Meryl Streep is arguably the most honored actress of her generation.
But years ago, before the fame and Oscar statuettes, she was just an ordinary girl who suffered … at the hands … of a local bully.
Streep revealed her childhood pain while introducing “Bully,” a new documentary from The Weinstein Company. The film has become a cause celebre due to its R rating. The studio wants the MPAA to reduce the rating so more teens can see this superduperimportant film – even though most teens will flock to “The Hunger Games” rather than sit through a documentary.
A pair of high-powered lawyers is even threatening to sue to have the film’s rating reduced to a more accessible PG-13.
The whole “Bully” campaign just feels … odd. No sane, sensitive soul likes bullying. But will an active bully plunk down $10 to see the film and walk away vowing never to bully another soul again?
If said bully had that capacity for understanding, would he or she be a bully in the first place? How can they look in the eyes of an innocent school mate and pummel them without mercy? Can one movie really touch their cold hearts?

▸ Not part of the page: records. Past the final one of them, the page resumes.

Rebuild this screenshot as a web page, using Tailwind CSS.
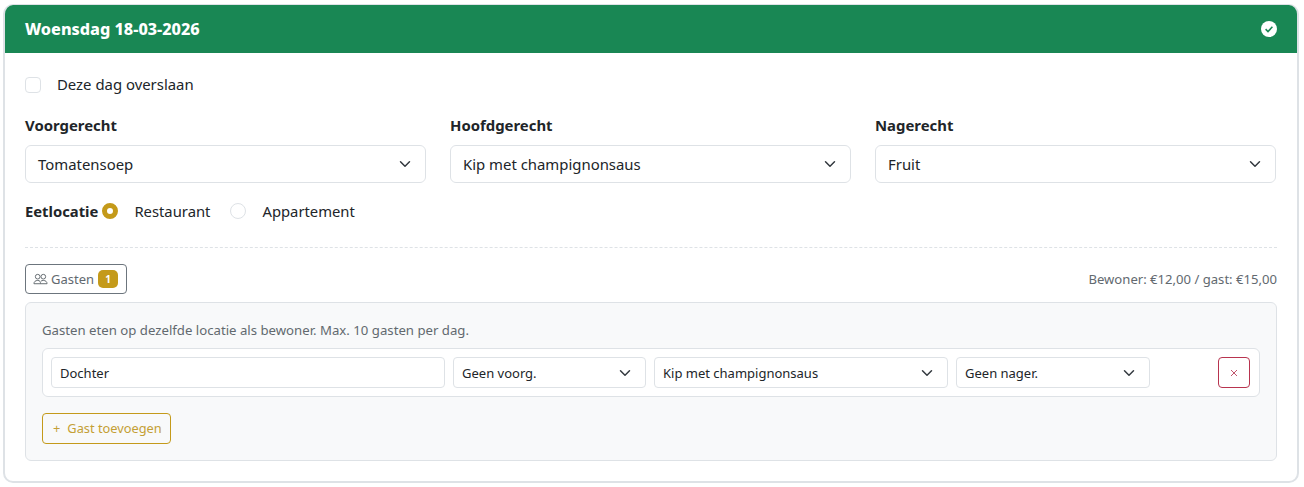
<!DOCTYPE html>
<html lang="nl">
<head>
  <meta charset="UTF-8">
  <title>Maaltijden</title>
  <script src="https://cdn.jsdelivr.net/npm/@tailwindcss/browser@4"></script>
</head>
<body class="bg-white font-['Noto_Sans',sans-serif] text-[#212529] overflow-hidden">
  <div class="ml-[3px] mr-[5px] mt-[4px] h-[479px] border-2 border-t border-[#dee2e6] rounded-[10px] overflow-hidden flex flex-col">
    <!-- header -->
    <div class="h-[48px] bg-[#198754] flex items-center justify-between pl-[20px] pr-[20px] text-white shrink-0">
      <span class="text-[16.2px] font-extrabold">Woensdag 18-03-2026</span>
      <svg class="w-[16px] h-[16px]" viewBox="0 0 16 16"><circle cx="8" cy="8" r="8" fill="#fff"/><path d="M4.600 8.200 7 10.500 11.400 5.800" fill="none" stroke="#198754" stroke-width="1.600"/></svg>
    </div>

    <div class="flex-1 px-[20px] pt-[22px]">
      <label class="flex items-center h-[20px] -mt-px">
        <span class="w-[16px] h-[16px] border border-[#dee2e6] rounded-[4px] bg-white mt-[2px]"></span>
        <span class="ml-[16px] text-[14.9px]">Deze dag overslaan</span>
      </label>

      <div class="grid grid-cols-3 gap-x-[24px] mt-[21px] mr-px">
        <div>
          <div class="text-[14.9px] font-bold h-[20px] leading-[20px]">Voorgerecht</div>
          <div class="mt-[10px] h-[38px] border border-[#dee2e6] rounded-[6px] flex items-center justify-between pl-[12px] pr-[14px] text-[14.9px]">
            <span>Tomatensoep</span>
            <svg class="w-[12px] h-[12px]" viewBox="0 0 16 16"><path d="m2 5 6 6 6-6" fill="none" stroke="#343a40" stroke-width="2" stroke-linecap="round" stroke-linejoin="round"/></svg>
          </div>
        </div>
        <div>
          <div class="text-[14.9px] font-bold h-[20px] leading-[20px]">Hoofdgerecht</div>
          <div class="mt-[10px] h-[38px] border border-[#dee2e6] rounded-[6px] flex items-center justify-between pl-[12px] pr-[14px] text-[14.9px]">
            <span>Kip met champignonsaus</span>
            <svg class="w-[12px] h-[12px]" viewBox="0 0 16 16"><path d="m2 5 6 6 6-6" fill="none" stroke="#343a40" stroke-width="2" stroke-linecap="round" stroke-linejoin="round"/></svg>
          </div>
        </div>
        <div>
          <div class="text-[14.9px] font-bold h-[20px] leading-[20px]">Nagerecht</div>
          <div class="mt-[10px] h-[38px] border border-[#dee2e6] rounded-[6px] flex items-center justify-between pl-[12px] pr-[14px] text-[14.9px]">
            <span>Fruit</span>
            <svg class="w-[12px] h-[12px]" viewBox="0 0 16 16"><path d="m2 5 6 6 6-6" fill="none" stroke="#343a40" stroke-width="2" stroke-linecap="round" stroke-linejoin="round"/></svg>
          </div>
        </div>
      </div>

      <div class="flex items-center h-[20px] mt-[18px] text-[14.8px]">
        <span class="font-bold">Eetlocatie</span>
        <span class="ml-[4px] w-[16px] h-[16px] rounded-full border-[5px] border-[#c49a1a] bg-white"></span>
        <span class="ml-[16px]">Restaurant</span>
        <span class="ml-[20px] w-[16px] h-[16px] rounded-full border border-[#dee2e6] bg-white"></span>
        <span class="ml-[16px]">Appartement</span>
      </div>

      <div class="mt-[26px] border-t border-dashed border-[#dee2e6]"></div>

      <div class="mt-[16px] flex items-center justify-between">
        <button class="h-[30px] w-[102px] border border-[#6c757d] rounded-[4px] flex items-center pl-[7px] text-[13px] text-[#62696f]">
          <svg class="w-[15px] h-[15px]" viewBox="0 0 16 16" fill="none" stroke="#5f666c" stroke-width="1"><circle cx="5" cy="5" r="2.500"/><circle cx="11" cy="5" r="2.500"/><path d="M1 12.500c0-2 1.500-3.500 4-3.500s3 1.500 3 3.500zM8 12.500h7c0-2-1.500-3.500-4-3.500-1 0-2 .3-2.600.8"/></svg>
          <span class="ml-[3px] pt-[2px]">Gasten</span>
          <span class="ml-[4px] w-[20px] h-[18px] rounded-[5px] bg-[#c49a1a] text-white text-[10px] font-bold flex items-center justify-center">1</span>
        </button>
        <span class="text-[13.1px] text-[#62696f] pt-[2px]">Bewoner: €12,00 / gast: €15,00</span>
      </div>

      <div class="mt-[8px] h-[159px] bg-[#f8f9fa] border border-[#dee2e6] rounded-[6px] px-[16px] pt-[17px]">
        <p class="text-[13.2px] text-[#62696f] leading-[20px] h-[20px]">Gasten eten op dezelfde locatie als bewoner. Max. 10 gasten per dag.</p>
        <div class="mt-[8px] h-[49px] bg-white border border-[#dee2e6] rounded-[6px] pl-[8px] pr-[9px] flex items-center text-[13px]">
          <div class="w-[394px] h-[31px] border border-[#dee2e6] rounded-[4px] flex items-center pl-[8px] pt-[2px]">Dochter</div>
          <div class="ml-[8px] w-[193px] h-[31px] border border-[#dee2e6] rounded-[4px] flex items-center justify-between pl-[8px] pr-[14px]">
            <span class="pt-[2px]">Geen voorg.</span>
            <svg class="w-[12px] h-[12px]" viewBox="0 0 16 16"><path d="m2 5 6 6 6-6" fill="none" stroke="#343a40" stroke-width="2" stroke-linecap="round" stroke-linejoin="round"/></svg>
          </div>
          <div class="ml-[8px] w-[294px] h-[31px] border border-[#dee2e6] rounded-[4px] flex items-center justify-between pl-[8px] pr-[14px]">
            <span class="pt-[2px]">Kip met champignonsaus</span>
            <svg class="w-[12px] h-[12px]" viewBox="0 0 16 16"><path d="m2 5 6 6 6-6" fill="none" stroke="#343a40" stroke-width="2" stroke-linecap="round" stroke-linejoin="round"/></svg>
          </div>
          <div class="ml-[8px] w-[194px] h-[31px] border border-[#dee2e6] rounded-[4px] flex items-center justify-between pl-[8px] pr-[14px]">
            <span class="pt-[2px]">Geen nager.</span>
            <svg class="w-[12px] h-[12px]" viewBox="0 0 16 16"><path d="m2 5 6 6 6-6" fill="none" stroke="#343a40" stroke-width="2" stroke-linecap="round" stroke-linejoin="round"/></svg>
          </div>
          <button class="ml-auto w-[32px] h-[31px] border border-[#b8344f] rounded-[4px] flex items-center justify-center">
            <svg class="w-[8px] h-[8px]" viewBox="0 0 8 8"><path d="M1 1l6 6M7 1l-6 6" stroke="#c0566d" stroke-width="1"/></svg>
          </button>
        </div>
        <button class="mt-[16px] h-[31px] w-[129px] border border-[#c49a1a] rounded-[4px] flex items-center pl-[10px] text-[12.8px] text-[#c49f35]">
          <span>+</span><span class="ml-[7px]">Gast toevoegen</span>
        </button>
      </div>
    </div>
  </div>
</body>
</html>
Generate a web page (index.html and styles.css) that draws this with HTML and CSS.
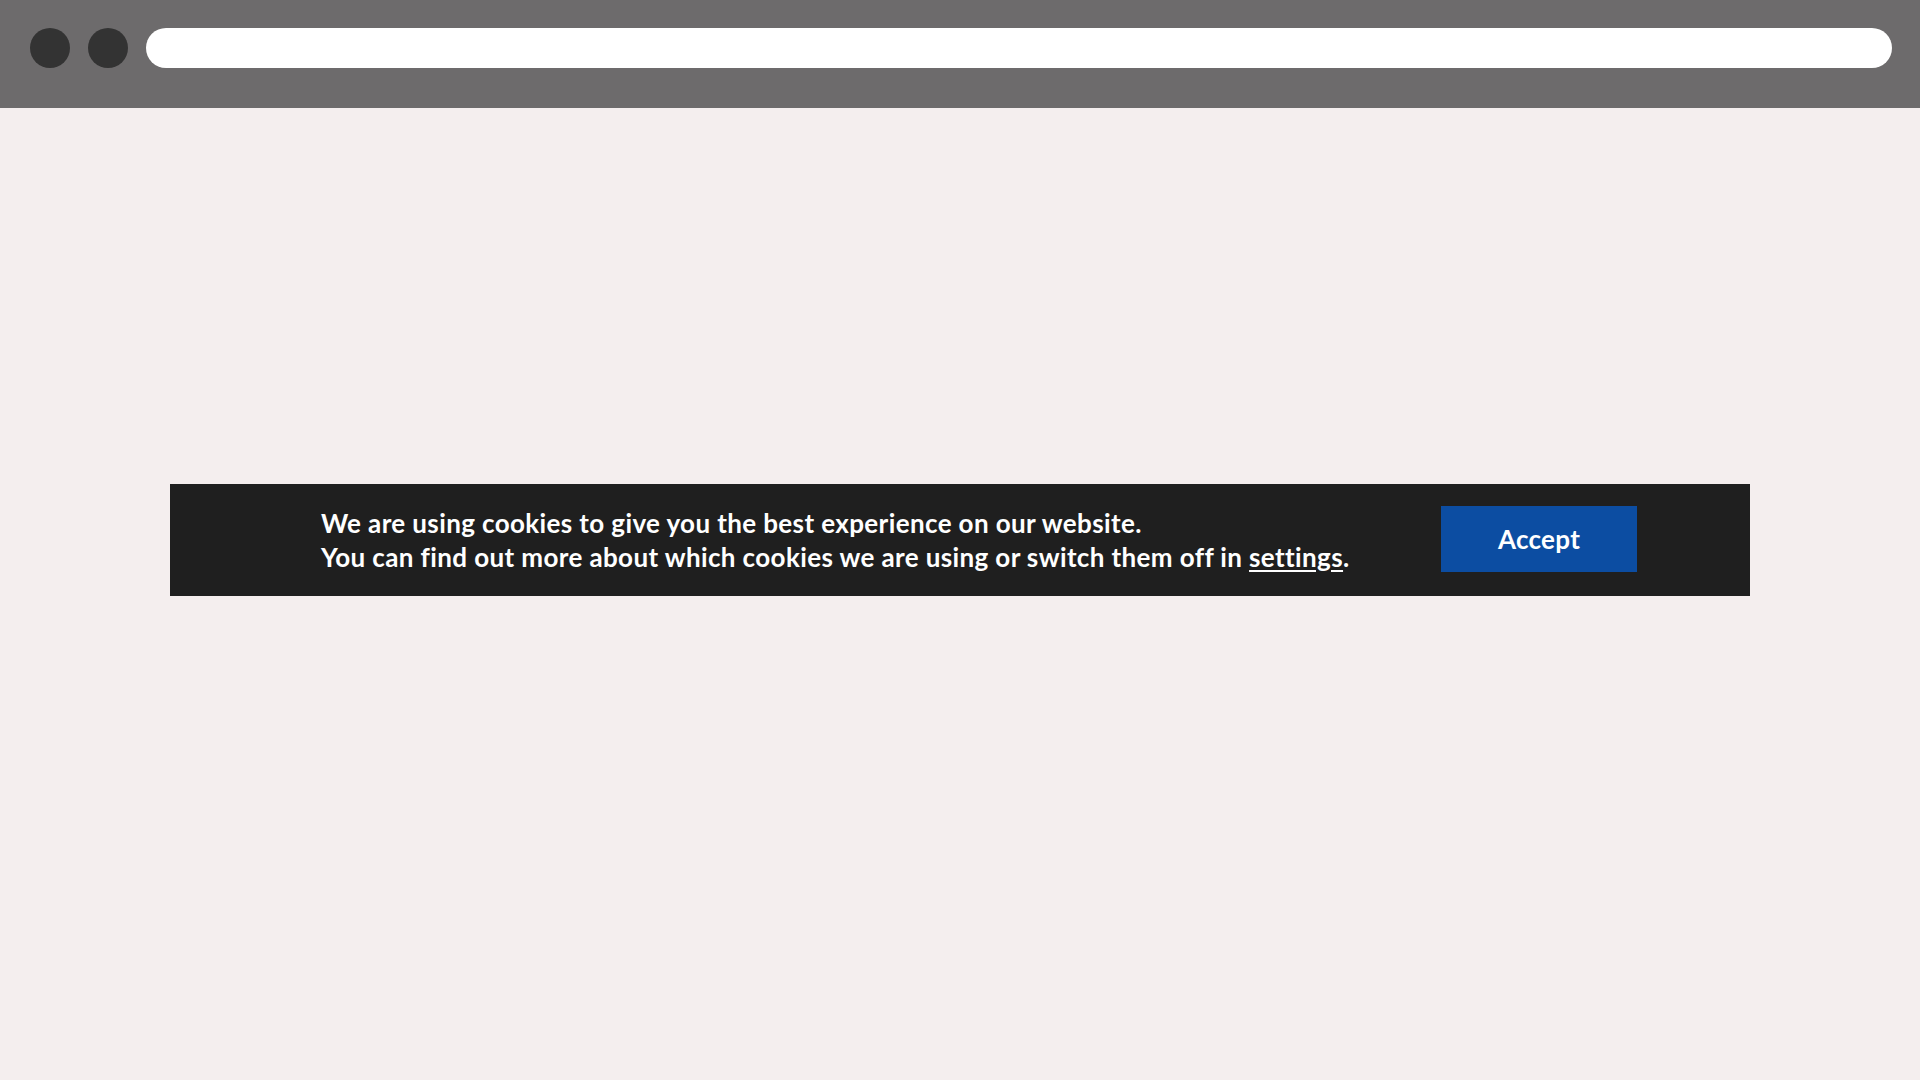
FILE: index.html
```html
<!DOCTYPE html>
<html lang="en">
<head>
<meta charset="utf-8">
<title>Cookie banner</title>
<link rel="stylesheet" href="styles.css">
</head>
<body>
<header class="chrome">
  <span class="dot"></span>
  <span class="dot"></span>
  <div class="url"></div>
</header>
<main class="page">
  <section class="cookie">
    <p class="cookie-text">We are using cookies to give you the best experience on our website.<br>You can find out more about which cookies we are using or switch them off in <a class="link" href="#">settings</a>.</p>
    <button class="accept" type="button">Accept</button>
  </section>
</main>
</body>
</html>
```
FILE: styles.css
```css
html, body {
  margin: 0;
  padding: 0;
}
body {
  width: 1920px;
  height: 1080px;
  background: #f4eeee;
  font-family: "Lato", "Noto Sans", sans-serif;
  overflow: hidden;
}
.chrome {
  height: 108px;
  box-sizing: border-box;
  background: #6d6b6c;
  display: flex;
  align-items: flex-start;
  gap: 18px;
  padding: 28px 28px 0 30px;
}
.dot {
  width: 40px;
  height: 40px;
  border-radius: 50%;
  background: #333333;
  flex: none;
}
.url {
  flex: 1;
  height: 40px;
  border-radius: 20px;
  background: #ffffff;
}
.page {
  padding-top: 376px;
  padding-left: 170px;
}
.cookie {
  width: 1580px;
  height: 112px;
  box-sizing: border-box;
  background: #1f1f1f;
  display: flex;
  align-items: center;
  justify-content: space-between;
  padding: 0 113px 0 151px;
}
.cookie-text {
  margin: 0;
  color: #ffffff;
  font-size: 26px;
  font-weight: 700;
  line-height: 34px;
  letter-spacing: 0.38px;
  padding-bottom: 1px;
}
.link {
  color: #ffffff;
  text-decoration: underline;
  text-decoration-thickness: 2px;
  text-underline-offset: 3px;
}
.accept {
  width: 196px;
  height: 66px;
  border: none;
  background: #0c4da2;
  color: #ffffff;
  font-family: inherit;
  font-size: 26px;
  font-weight: 700;
  letter-spacing: 0.3px;
  margin-top: -2px;
  cursor: pointer;
}
```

And why should “Bully” be exempt from the laws which govern modern movie ratings? Yes, the ratings system can be maddening and imprecise. I remember watching the great 1979 movie musical “Hair” a few years back and noting how the PG-rated film got away with a shot of an actress’ bare breasts.
The system was imperfect then, and it’s still imperfect now. Is it really appropriate to sic lawyers on the MPAA over one movie? Do the various actors, celebrities and VIPs want to waive the MPAA rules in toto, or is it all about one film which will likely linger for a few weeks in theaters before hitting home video, where everyone who wants to see it can see it?